LTO: Was für Verträge haben die Spieler für die EM? Schließen sie Arbeitsverträge mit dem DFB?
Seitz: Fußballspieler sind Arbeitnehmer ihres jeweiligen Vereins – auch während der EM. Einen Arbeitsvertrag mit dem DFB gibt es also nicht. Für die Spiele der Nationalmannschaft werden die Profis vielmehr von den Vereinen "abgestellt". Diese Abstellung ist im FIFA-Reglement bezüglich Status und Transfer von Spielern sowie im sog. Grundlagenvertrag zwischen dem DFB und der Liga geregelt. Die Profiverträge nehmen regelmäßig auf diese Verbandsvorschriften Bezug. Das Reglement der UEFA-Fußball-Europameisterschaft 2014-16 verweist wiederum auf die FIFA-Regeln zur Abstellung.
Die Vereine bekommen Geld für die Abstellung
LTO: Wie genau wirkt denn diese Abstellungsverpflichtung?
Seitz: Über Geltungsgrund und Rechtsnatur dieser Verbandsregeln wurden schon viele Dissertationen geschrieben. In der Praxis werden sie aber gelebt und akzeptiert, auch wenn zum Beispiel im Handball die Abstellverpflichtung 2014 erfolgreich angegriffen wurde. Dort fehlte es aber anders als im Fußball vollständig an finanziellen Kompensationsleistungen für die Vereine.
Arbeitsrechtlich ähnelt die Abstellung einer Arbeitnehmerüberlassung. Es besteht aber nicht das übliche Dreiecks-Verhältnis zwischen Verleiher, Entleiher und Leiharbeitnehmer, sondern in Wirklichkeit mindestens ein Viereck aus DFB, DFL, Verein und Spieler. Der DFB zahlt eine Abstellungsentschädigung sowie Anteile an seinen Einnahmen aus der Vermarktung der A-Nationalmannschaft an die Liga, die dann ihrerseits anteilige Zahlungen an die Vereine leistet. FIFA und UEFA wirken durch ihre Regelungen und den sog. koordinierten internationalen Spielkalender auf diese Beziehungen ein, sie sind quasi jeweils der Auslöser der Abstellungsverpflichtung.

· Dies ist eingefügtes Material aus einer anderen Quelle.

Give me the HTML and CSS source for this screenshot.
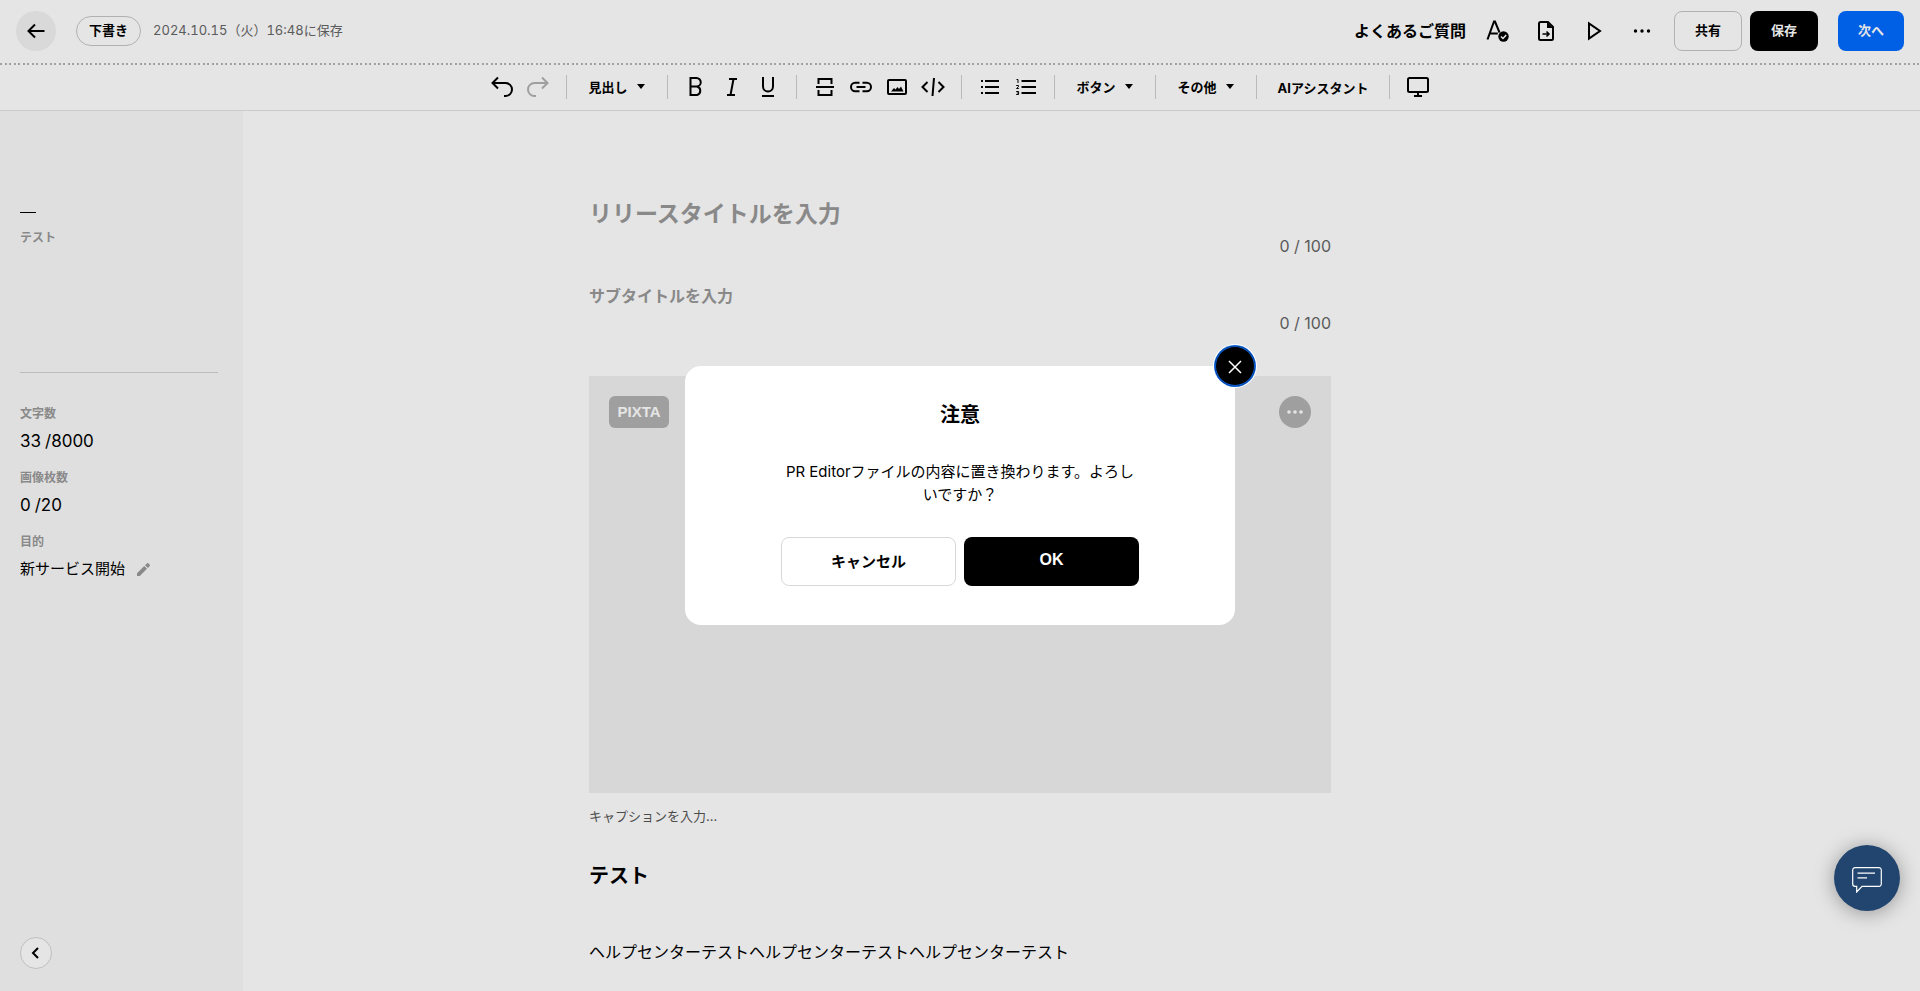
FILE: index.html
```html
<!DOCTYPE html>
<html lang="ja">
<head>
<meta charset="utf-8">
<meta name="viewport" content="width=device-width, initial-scale=1">
<title>リリース編集</title>
<link rel="stylesheet" href="styles.css">
</head>
<body>
<div class="app">
  <header class="header">
    <button class="back" type="button" aria-label="戻る">
      <svg class="icon" viewBox="0 0 24 24"><path d="M20.500 12H4M11 5.500L4.500 12l6.500 6.500"/></svg>
    </button>
    <span class="status">下書き</span>
    <span class="saved">2024.10.15（火）16:48に保存</span>
    <div class="header-actions">
      <a class="faq" href="#">よくあるご質問</a>
      <div class="header-icons">
        <button class="icon-button" type="button" aria-label="校正">
          <svg class="icon" viewBox="0 0 24 24"><path d="M1.500 20.500L8 2.500h1l4.500 11M3.800 14.500h8"/><circle cx="17.500" cy="17.500" r="5.200" class="solid"/><path class="knock" d="M15 17.500l2 2 3.200-3.600"/></svg>
        </button>
        <button class="icon-button" type="button" aria-label="ファイル取り込み">
          <svg class="icon" viewBox="0 0 24 24"><path d="M14 3H6.500A1.500 1.500 0 0 0 5 4.500v15A1.500 1.500 0 0 0 6.500 21h11a1.500 1.500 0 0 0 1.500-1.500V8z"/><path class="solid" d="M13 3v6h6z"/><path class="thin" d="M8.500 15h6M12.500 12.500L15 15l-2.500 2.500"/></svg>
        </button>
        <button class="icon-button" type="button" aria-label="プレビュー">
          <svg class="icon" viewBox="0 0 24 24"><path d="M7 4.500v15L18 12z"/></svg>
        </button>
        <button class="icon-button" type="button" aria-label="その他の操作">
          <svg class="icon" viewBox="0 0 24 24"><g class="solid"><circle cx="5.500" cy="12" r="1.700"/><circle cx="12" cy="12" r="1.700"/><circle cx="18.500" cy="12" r="1.700"/></g></svg>
        </button>
      </div>
      <button class="action outline" type="button">共有</button>
      <button class="action dark" type="button">保存</button>
      <button class="action primary" type="button">次へ</button>
    </div>
  </header>

  <div class="toolbar" role="toolbar" aria-label="書式">
    <div class="tools tools-first">
      <button class="icon-button" type="button" aria-label="元に戻す"><svg class="icon" viewBox="0 0 24 24"><path d="M8 2.500L2.500 8 8 13.500M2.500 8H15.500a6.500 6.500 0 0 1 0 13H14"/></svg></button>
      <button class="icon-button" type="button" aria-label="やり直す" disabled><svg class="icon" viewBox="0 0 24 24"><path d="M16 2.500L21.500 8 16 13.500M21.500 8H8.500a6.500 6.500 0 0 0 0 13H10"/></svg></button>
    </div>
    <div class="menu">
      <button class="menu-button" type="button" aria-haspopup="true">見出し<svg class="caret" viewBox="0 0 8 5"><path d="M0 0h8L4 5z"/></svg></button>
    </div>
    <div class="tools">
      <button class="icon-button" type="button" aria-label="太字"><svg class="icon" viewBox="0 0 24 24"><path d="M6.500 3h6a4.200 4.200 0 0 1 0 8.500h-6zM6.500 11.500H13a4.400 4.400 0 0 1 0 8.500H6.500z"/></svg></button>
      <button class="icon-button" type="button" aria-label="斜体"><svg class="icon" viewBox="0 0 24 24"><path d="M9 4h8M7 20h8M13.500 4l-3 16"/></svg></button>
      <button class="icon-button" type="button" aria-label="下線"><svg class="icon" viewBox="0 0 24 24"><path d="M7 2v9.500a5 5 0 0 0 10 0V2M6 21h12"/></svg></button>
    </div>
    <div class="tools">
      <button class="icon-button" type="button" aria-label="区切り線"><svg class="icon" viewBox="0 0 24 24"><path d="M5.500 9V4h13v5M3 12h18M5.500 15v5h13v-5"/></svg></button>
      <button class="icon-button" type="button" aria-label="リンク"><svg class="icon" viewBox="0 0 24 24"><path d="M10.500 7.800H6.200a4.200 4.200 0 0 0 0 8.400h4.300M13.500 7.800h4.300a4.200 4.200 0 0 1 0 8.400h-4.300M7.500 12h9"/></svg></button>
      <button class="icon-button" type="button" aria-label="画像"><svg class="icon" viewBox="0 0 24 24"><rect x="3" y="5" width="18" height="14" rx="1"/><path class="solid" d="M6 16.500l3-3.500 1.500 1.500 2-2.500 1.500 2 2-2.500 2.500 5z"/></svg></button>
      <button class="icon-button" type="button" aria-label="埋め込み"><svg class="icon" viewBox="0 0 24 24"><path d="M6.500 7L1.500 12l5 5M17.500 7l5 5-5 5M13 3l-1.500 18"/></svg></button>
    </div>
    <div class="tools">
      <button class="icon-button" type="button" aria-label="箇条書き"><svg class="icon" viewBox="0 0 24 24"><path d="M7 6h14M7 12h14M7 18h14M3 6h2M3 12h2M3 18h2"/></svg></button>
      <button class="icon-button" type="button" aria-label="番号付きリスト"><svg class="icon" viewBox="0 0 24 24"><path d="M7.500 6h14.500M7.500 12h14.500M7.500 18h14.500"/><path class="fine" d="M2.500 4.500H4V8M2.200 10.500h2.300v1.200l-2 1.800h2.300M2.200 16.500h2.400v3H2.200M2.800 18h1.800"/></svg></button>
    </div>
    <div class="menu">
      <button class="menu-button" type="button" aria-haspopup="true">ボタン<svg class="caret" viewBox="0 0 8 5"><path d="M0 0h8L4 5z"/></svg></button>
    </div>
    <div class="menu">
      <button class="menu-button" type="button" aria-haspopup="true">その他<svg class="caret" viewBox="0 0 8 5"><path d="M0 0h8L4 5z"/></svg></button>
    </div>
    <div class="menu menu-plain">
      <button class="menu-button" type="button">AIアシスタント</button>
    </div>
    <div class="tools tools-last">
      <button class="icon-button" type="button" aria-label="画面表示"><svg class="icon" viewBox="0 0 24 24"><rect x="2" y="3" width="20" height="14" rx="1.500"/><path d="M12 17v3.500M8 21h8"/></svg></button>
    </div>
  </div>

  <div class="workspace">
    <aside class="sidebar">
      <nav class="outline-nav" aria-label="見出し一覧">
        <a class="outline-link" href="#section">テスト</a>
      </nav>
      <dl class="stats">
        <dt>文字数</dt>
        <dd class="count"><span>33</span><span>/8000</span></dd>
        <dt>画像枚数</dt>
        <dd class="count"><span>0</span><span>/20</span></dd>
        <dt>目的</dt>
        <dd class="purpose">新サービス開始
          <button class="edit" type="button" aria-label="目的を編集"><svg viewBox="0 0 14 14"><path d="M0 14v-3l7.800-7.800 3 3L3 14zM8.700 2.300L10.500.5a1.500 1.500 0 0 1 2 0l1 1a1.500 1.500 0 0 1 0 2l-1.800 1.800z"/></svg></button>
        </dd>
      </dl>
      <button class="collapse" type="button" aria-label="サイドバーを閉じる"><svg viewBox="0 0 12 12"><path d="M8 1L3 6l5 5"/></svg></button>
    </aside>

    <main class="editor">
      <article class="document">
        <input class="title-input" type="text" aria-label="リリースタイトル" placeholder="リリースタイトルを入力">
        <p class="counter">0 / 100</p>
        <input class="subtitle-input" type="text" aria-label="サブタイトル" placeholder="サブタイトルを入力">
        <p class="counter">0 / 100</p>
        <figure class="figure">
          <div class="picture">
            <button class="pixta" type="button">PIXTA</button>
            <button class="more" type="button" aria-label="画像メニュー"><svg viewBox="0 0 16 4"><circle cx="2" cy="2" r="1.800"/><circle cx="8" cy="2" r="1.800"/><circle cx="14" cy="2" r="1.800"/></svg></button>
          </div>
          <input class="caption-input" type="text" aria-label="キャプション" placeholder="キャプションを入力...">
        </figure>
        <h2 class="section-title" id="section">テスト</h2>
        <p class="paragraph">ヘルプセンターテストヘルプセンターテストヘルプセンターテスト</p>
      </article>
    </main>
  </div>
</div>

<div class="overlay">
  <div class="modal" role="dialog" aria-modal="true" aria-labelledby="modal-title">
    <button class="modal-close" type="button" aria-label="閉じる"><svg viewBox="0 0 14 14"><path d="M1 1l12 12M13 1L1 13"/></svg></button>
    <h1 class="modal-title" id="modal-title">注意</h1>
    <p class="modal-text">PR Editorファイルの内容に置き換わります。よろしいですか？</p>
    <div class="modal-actions">
      <button class="modal-button cancel" type="button">キャンセル</button>
      <button class="modal-button ok" type="button">OK</button>
    </div>
  </div>
</div>

<button class="chat" type="button" aria-label="チャット"><svg viewBox="0 0 30 26"><path d="M3 .7h24a2.300 2.300 0 0 1 2.300 2.300v14a2.300 2.300 0 0 1-2.300 2.300H10L4.700 25v-5.700H3A2.300 2.300 0 0 1 .7 17V3A2.300 2.300 0 0 1 3 .7zM5.500 6.200h17.500M5.500 10.800h9.500"/></svg></button>
</body>
</html>
```

FILE: styles.css
```css
* {
  box-sizing: border-box;
}

body {
  margin: 0;
  color: #000;
  background: #fff;
  font-family: Inter, "Noto Sans CJK JP", sans-serif;
  font-size: 16px;
}

button,
input {
  margin: 0;
  padding: 0;
  border: 0;
  background: none;
  color: inherit;
  font: inherit;
}

p,
h1,
h2,
dl,
dd,
figure {
  margin: 0;
}

svg {
  display: block;
}

.app {
  display: flex;
  flex-direction: column;
  min-height: 100vh;
}

/* Icons */
.icon {
  width: 24px;
  height: 24px;
  fill: none;
  stroke: currentColor;
  stroke-width: 2;
}

.icon .solid {
  fill: currentColor;
  stroke: none;
}

.icon .knock {
  stroke: #fff;
  stroke-width: 1.5;
}

.icon .thin {
  stroke-width: 1.6;
}

.icon .fine {
  stroke-width: 1;
}

.icon-button:disabled {
  color: #b2b2b2;
}

/* Header */
.header {
  display: flex;
  align-items: center;
  height: 65px;
  padding: 0 16px 3px;
  background: repeating-linear-gradient(90deg, #b4b4b4 0 2px, transparent 2px 5px, #b4b4b4 5px 7px, transparent 7px 9px) bottom / 100% 2px no-repeat;
}

.back {
  display: grid;
  place-items: center;
  width: 40px;
  height: 40px;
  border-radius: 50%;
  background: #f2f2f2;
}

.status {
  margin-left: 20px;
  padding: 0 12px 2px;
  border: 1px solid #c6c6c6;
  border-radius: 15px;
  font-size: 13px;
  font-weight: 700;
  line-height: 26px;
}

.saved {
  margin-left: 12px;
  padding-bottom: 3px;
  color: #666;
  font-size: 13px;
  font-variant-numeric: tabular-nums;
}

.header-actions {
  display: flex;
  align-items: center;
  margin-left: auto;
}

.faq {
  padding-bottom: 3px;
  color: inherit;
  font-weight: 700;
  text-decoration: none;
}

.header-icons {
  display: flex;
  gap: 24px;
  margin: 0 20px;
}

.action {
  min-width: 66px;
  height: 40px;
  padding: 0 20px 3px;
  border-radius: 8px;
  color: #fff;
  font-size: 13px;
  font-weight: 700;
}

.outline {
  border: 1px solid #c6c6c6;
  color: #000;
}

.dark {
  min-width: 68px;
  margin-left: 8px;
  background: #000;
}

.primary {
  margin-left: 20px;
  background: #006bff;
}

/* Toolbar */
.toolbar {
  display: flex;
  align-items: center;
  justify-content: center;
  height: 46px;
  padding-bottom: 1px;
  border-bottom: 1px solid #e2e2e2;
}

.tools,
.menu {
  display: flex;
  align-items: center;
  height: 24px;
  border-left: 1px solid #d0d0d0;
}

.tools {
  gap: 12px;
  padding: 0 16px;
}

.tools-first {
  padding-left: 0;
  border-left: 0;
}

.tools-last {
  padding-right: 0;
}

.menu {
  padding: 0 22px 2px;
}

.menu-plain {
  padding: 0 21px;
}

.menu-button {
  display: flex;
  align-items: center;
  gap: 9px;
  font-size: 13px;
  font-weight: 700;
}

.caret {
  width: 8px;
  height: 5px;
}

/* Sidebar */
.workspace {
  display: grid;
  flex: 1;
  grid-template-columns: 243px 1fr 243px;
}

.sidebar {
  display: flex;
  flex-direction: column;
  padding: 101px 25px 22px 20px;
  background: #f9f9f9;
}

.outline-nav {
  min-height: 161px;
  border-bottom: 1px solid #d2d2d2;
}

.outline-nav::before {
  content: "";
  display: block;
  width: 16px;
  height: 1px;
  margin-bottom: 16px;
  background: #000;
}

.outline-link {
  display: block;
  color: #999;
  font-size: 12px;
  font-weight: 700;
  line-height: 18px;
  text-decoration: none;
}

.stats {
  margin-top: 32px;
}

.stats dt {
  margin-bottom: 4px;
  color: #999;
  font-size: 12px;
  font-weight: 700;
  line-height: 18px;
}

.stats dd {
  display: flex;
  align-items: center;
  margin-bottom: 14px;
  line-height: 28px;
}

.count {
  gap: 4px;
  font-size: 17px;
}

.purpose {
  gap: 12px;
  font-size: 15px;
}

.edit svg {
  width: 13px;
  height: 13px;
  fill: #999;
}

.collapse {
  display: grid;
  place-items: center;
  width: 32px;
  height: 32px;
  margin-top: auto;
  border: 1px solid #d6d6d6;
  border-radius: 50%;
  background: #fff;
}

.collapse svg {
  width: 12px;
  height: 12px;
  fill: none;
  stroke: #000;
  stroke-width: 2;
}

/* Document */
.document {
  max-width: 742px;
  margin: 0 auto;
  padding-top: 84px;
}

.title-input,
.subtitle-input,
.caption-input {
  display: block;
  width: 100%;
}

.title-input {
  height: 38px;
  font-size: 23px;
  font-weight: 700;
}

.subtitle-input {
  height: 28px;
  margin-top: 23px;
  font-weight: 700;
}

.title-input::placeholder,
.subtitle-input::placeholder {
  color: #999;
}

.counter {
  color: #666;
  line-height: 26px;
  text-align: right;
}

.figure {
  margin-top: 40px;
}

.picture {
  display: flex;
  align-items: flex-start;
  justify-content: space-between;
  aspect-ratio: 16 / 9;
  padding: 20px;
  background: #f0f0f0;
}

.pixta {
  min-width: 60px;
  height: 32px;
  padding: 0 8px 1px;
  border-radius: 6px;
  background: #b2b2b2;
  color: #fff;
  font-family: "Liberation Sans", sans-serif;
  font-size: 15px;
  font-weight: 700;
}

.more {
  display: grid;
  place-items: center;
  width: 32px;
  height: 32px;
  border-radius: 50%;
  background: #b2b2b2;
}

.more svg {
  width: 16px;
  height: 4px;
  fill: #fff;
}

.caption-input {
  height: 20px;
  margin-top: 13px;
  font-size: 13px;
}

.caption-input::placeholder {
  color: #555;
}

.section-title {
  margin-top: 35px;
  font-size: 20px;
  font-weight: 700;
  line-height: 30px;
}

.paragraph {
  margin-top: 47px;
  line-height: 28px;
}

/* Modal */
.overlay {
  position: fixed;
  inset: 0;
  display: grid;
  place-items: center;
  background: rgba(0, 0, 0, 0.1);
}

.modal {
  position: relative;
  width: 550px;
  padding: 34px 96px 39px;
  border-radius: 16px;
  background: #fff;
  text-align: center;
}

.modal-close {
  position: absolute;
  top: -20px;
  right: -20px;
  display: grid;
  place-items: center;
  width: 40px;
  height: 40px;
  padding-top: 2px;
  border-radius: 50%;
  background: #000;
  box-shadow: 0 0 0 1px #0a5fd6, 0 0 0 2px #fff, inset 0 0 0 1px #0a5fd6;
}

.modal-close svg {
  width: 14px;
  height: 14px;
  fill: none;
  stroke: #fff;
  stroke-width: 1.5;
}

.modal-title {
  font-size: 20px;
  font-weight: 700;
  line-height: 30px;
}

.modal-text {
  margin-top: 30px;
  font-size: 15px;
  line-height: 23px;
}

.modal-actions {
  display: grid;
  grid-template-columns: 1fr 1fr;
  gap: 8px;
  margin-top: 31px;
}

.modal-button {
  height: 49px;
  padding-bottom: 3px;
  border-radius: 8px;
  font-size: 15px;
  font-weight: 700;
}

.cancel {
  border: 1px solid #d8d8d8;
}

.ok {
  background: #000;
  color: #fff;
  font-family: "Liberation Sans", sans-serif;
  font-size: 16px;
}

/* Chat launcher */
.chat {
  position: fixed;
  right: 20px;
  bottom: 80px;
  display: grid;
  place-items: center;
  width: 66px;
  height: 66px;
  border-radius: 50%;
  background: #22456f;
  box-shadow: 0 2px 20px rgba(0, 0, 0, 0.35);
}

.chat svg {
  width: 30px;
  height: 26px;
  margin-top: 4px;
  fill: none;
  stroke: #fff;
  stroke-width: 1.2;
}
```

LTO: Es gibt also für die Vereine eine Verpflichtung, nominierte Spieler für die Teilnahme an Spielen der Nationalmannschaft freizustellen. Was ist aber, wenn sich ein Spieler weigert?
Seitz: Das ist gerichtlich für Deutschland noch nicht entschieden. Auch für diese Fragen gilt: In der Praxis wird das nicht mit juristischen Auseinandersetzungen gelöst. Sportlich ist es sicherlich nicht sinnvoll, einen unwilligen Spieler zu seinem WM/EM-Glück mit der Nationalmannschaft zu zwingen, auch wenn er der Mannschaft – wie etwa Philipp Lahm – fehlen mag. Das Phänomen ist übrigens nicht neu: Auch Bernd Schuster hat ja in den 80er Jahren nur in einem "großen" Turnier für Deutschland gespielt und ist anschließend wegen angeblich überzogener Honorarforderungen nicht mehr dabei gewesen.
2/3: Freies Ermessen für den Trainer
LTO: Folgt denn aus der Abstellung eine Weisungsbefugnis für den DFB und den Trainer Joachim Löw?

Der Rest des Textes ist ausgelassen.